Exclude the pictures, then repeat the remaining data exactly.

— start GIVEN MATERIAL —

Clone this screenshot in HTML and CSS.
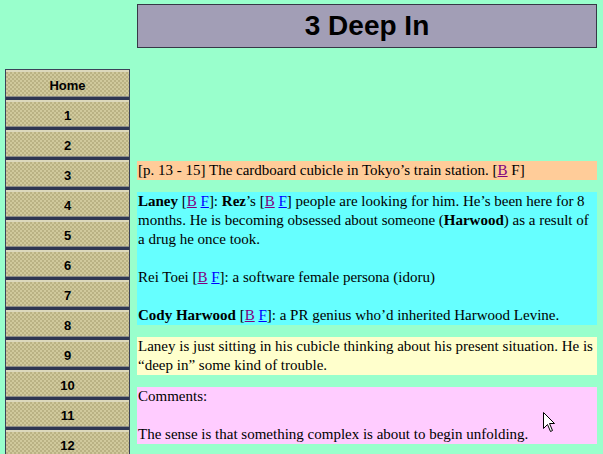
FILE: index.html
```html
<!DOCTYPE html>
<html lang="en">

<head>
    <title>3 Deep In</title>
    <link rel="stylesheet" href="styles.css">
</head>

<body>
    <div class="page">
        <div class="nav">
            <a class="nav-item" href="#">Home</a>
            <a class="nav-item" href="#">1</a>
            <a class="nav-item" href="#">2</a>
            <a class="nav-item" href="#">3</a>
            <a class="nav-item" href="#">4</a>
            <a class="nav-item" href="#">5</a>
            <a class="nav-item" href="#">6</a>
            <a class="nav-item" href="#">7</a>
            <a class="nav-item" href="#">8</a>
            <a class="nav-item" href="#">9</a>
            <a class="nav-item" href="#">10</a>
            <a class="nav-item" href="#">11</a>
            <a class="nav-item" href="#">12</a>
        </div>

        <div class="main">
            <h1 class="title">3 Deep In</h1>

            <div class="boxes">
                <div class="box box-ref">
                    [p. 13 - 15] The cardboard cubicle in Tokyo’s train station. [<a class="visited" href="#">B</a> F]
                </div>

                <div class="box box-people">
                    <p><b>Laney</b> [<a class="visited" href="#">B</a> <a href="#">F</a>]: <b>Rez</b>’s [<a class="visited" href="#">B</a> <a href="#">F</a>] people are looking for him. He’s been here for 8 months. He is becoming obsessed about someone (<b>Harwood</b>) as a result of a drug he once took.</p>
                    <p>Rei Toei [<a class="visited" href="#">B</a> <a href="#">F</a>]: a software female persona (idoru)</p>
                    <p><b>Cody Harwood</b> [<a class="visited" href="#">B</a> <a href="#">F</a>]: a PR genius who’d inherited Harwood Levine.</p>
                </div>

                <div class="box box-summary">
                    Laney is just sitting in his cubicle thinking about his present situation. He is “deep in” some kind of trouble.
                </div>

                <div class="box box-comments">
                    <p>Comments:</p>
                    <p>The sense is that something complex is about to begin unfolding.</p>
                </div>
            </div>
        </div>
    </div>

    <svg class="cursor" width="13" height="21" viewBox="0 0 13 21">
        <path d="M0.5 0.5 L0.5 16.5 L4.5 12.5 L7.5 19.5 L9.5 18.5 L6.5 11.5 L11.5 11.5 Z" fill="#ffffff" stroke="#000000" stroke-width="1"></path>
    </svg>
</body>

</html>
```

FILE: styles.css
```css
body {
    margin: 0;
    background-color: #99ffcc;
    font-family: "Liberation Serif", "Times New Roman", serif;
    color: #000000;
}

.page {
    display: flex;
    gap: 7px;
    padding-left: 5px;
}

/* left column of buttons */
.nav {
    width: 125px;
    margin-top: 69px;
    border: 1px solid #3c4258;
    border-bottom: none;
    box-sizing: border-box;
    display: flex;
    flex-direction: column;
}

.nav-item {
    display: block;
    height: 30px;
    box-sizing: border-box;
    padding-top: 2px;
    border-top: 2px solid #dcd8bc;
    border-bottom: 3px solid #2e3652;
    box-shadow: inset 0 -1px 0 #8c8c88;
    background: repeating-conic-gradient(#d0c99c 0 25%, #bab284 0 50%) 0 0 / 4px 4px;
    font-family: "Liberation Sans", Arial, sans-serif;
    font-size: 13px;
    font-weight: bold;
    line-height: 23px;
    text-align: center;
    color: #000000;
    text-decoration: none;
}

.main {
    width: 460px;
    padding-top: 4px;
}

.title {
    margin: 0 0 113px 0;
    height: 44px;
    box-sizing: border-box;
    border: 1px solid #363846;
    background-color: #a29eb6;
    font-family: "Liberation Sans", Arial, sans-serif;
    font-size: 28px;
    font-weight: bold;
    line-height: 42px;
    text-align: center;
    color: #000000;
}

.boxes {
    display: flex;
    flex-direction: column;
    gap: 12px;
}

.box {
    padding: 0 1px;
    font-size: 15px;
    line-height: 19px;
}

.box p {
    margin: 0;
}

.box p + p {
    margin-top: 19px;
}

.box-ref {
    background-color: #ffcc99;
}

.box-people {
    background-color: #66ffff;
}

.box-summary {
    background-color: #ffffcc;
}

.box-comments {
    background-color: #ffccff;
}

a {
    color: #0000ff;
}

a.visited {
    color: #800080;
}

.cursor {
    position: absolute;
    left: 543px;
    top: 412px;
}
```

— end GIVEN MATERIAL —

RESULT
Clone this screenshot in HTML and CSS.
FILE: index.html
```html
<!DOCTYPE html>
<html lang="en">

<head>
    <title>3 Deep In</title>
    <link rel="stylesheet" href="styles.css">
</head>

<body>
    <div class="page">
        <div class="nav">
            <a class="nav-item" href="#">Home</a>
            <a class="nav-item" href="#">1</a>
            <a class="nav-item" href="#">2</a>
            <a class="nav-item" href="#">3</a>
            <a class="nav-item" href="#">4</a>
            <a class="nav-item" href="#">5</a>
            <a class="nav-item" href="#">6</a>
            <a class="nav-item" href="#">7</a>
            <a class="nav-item" href="#">8</a>
            <a class="nav-item" href="#">9</a>
            <a class="nav-item" href="#">10</a>
            <a class="nav-item" href="#">11</a>
            <a class="nav-item" href="#">12</a>
        </div>

        <div class="main">
            <h1 class="title">3 Deep In</h1>

            <div class="boxes">
                <div class="box box-ref">
                    [p. 13 - 15] The cardboard cubicle in Tokyo’s train station. [<a class="visited" href="#">B</a> F]
                </div>

                <div class="box box-people">
                    <p><b>Laney</b> [<a class="visited" href="#">B</a> <a href="#">F</a>]: <b>Rez</b>’s [<a class="visited" href="#">B</a> <a href="#">F</a>] people are looking for him. He’s been here for 8 months. He is becoming obsessed about someone (<b>Harwood</b>) as a result of a drug he once took.</p>
                    <p>Rei Toei [<a class="visited" href="#">B</a> <a href="#">F</a>]: a software female persona (idoru)</p>
                    <p><b>Cody Harwood</b> [<a class="visited" href="#">B</a> <a href="#">F</a>]: a PR genius who’d inherited Harwood Levine.</p>
                </div>

                <div class="box box-summary">
                    Laney is just sitting in his cubicle thinking about his present situation. He is “deep in” some kind of trouble.
                </div>

                <div class="box box-comments">
                    <p>Comments:</p>
                    <p>The sense is that something complex is about to begin unfolding.</p>
                </div>
            </div>
        </div>
    </div>

    <svg class="cursor" width="13" height="21" viewBox="0 0 13 21">
        <path d="M0.5 0.5 L0.5 16.5 L4.5 12.5 L7.5 19.5 L9.5 18.5 L6.5 11.5 L11.5 11.5 Z" fill="#ffffff" stroke="#000000" stroke-width="1"></path>
    </svg>
</body>

</html>
```

FILE: styles.css
```css
body {
    margin: 0;
    background-color: #99ffcc;
    font-family: "Liberation Serif", "Times New Roman", serif;
    color: #000000;
}

.page {
    display: flex;
    gap: 7px;
    padding-left: 5px;
}

/* left column of buttons */
.nav {
    width: 125px;
    margin-top: 69px;
    border: 1px solid #3c4258;
    border-bottom: none;
    box-sizing: border-box;
    display: flex;
    flex-direction: column;
}

.nav-item {
    display: block;
    height: 30px;
    box-sizing: border-box;
    padding-top: 2px;
    border-top: 2px solid #dcd8bc;
    border-bottom: 3px solid #2e3652;
    box-shadow: inset 0 -1px 0 #8c8c88;
    background: repeating-conic-gradient(#d0c99c 0 25%, #bab284 0 50%) 0 0 / 4px 4px;
    font-family: "Liberation Sans", Arial, sans-serif;
    font-size: 13px;
    font-weight: bold;
    line-height: 23px;
    text-align: center;
    color: #000000;
    text-decoration: none;
}

.main {
    width: 460px;
    padding-top: 4px;
}

.title {
    margin: 0 0 113px 0;
    height: 44px;
    box-sizing: border-box;
    border: 1px solid #363846;
    background-color: #a29eb6;
    font-family: "Liberation Sans", Arial, sans-serif;
    font-size: 28px;
    font-weight: bold;
    line-height: 42px;
    text-align: center;
    color: #000000;
}

.boxes {
    display: flex;
    flex-direction: column;
    gap: 12px;
}

.box {
    padding: 0 1px;
    font-size: 15px;
    line-height: 19px;
}

.box p {
    margin: 0;
}

.box p + p {
    margin-top: 19px;
}

.box-ref {
    background-color: #ffcc99;
}

.box-people {
    background-color: #66ffff;
}

.box-summary {
    background-color: #ffffcc;
}

.box-comments {
    background-color: #ffccff;
}

a {
    color: #0000ff;
}

a.visited {
    color: #800080;
}

.cursor {
    position: absolute;
    left: 543px;
    top: 412px;
}
```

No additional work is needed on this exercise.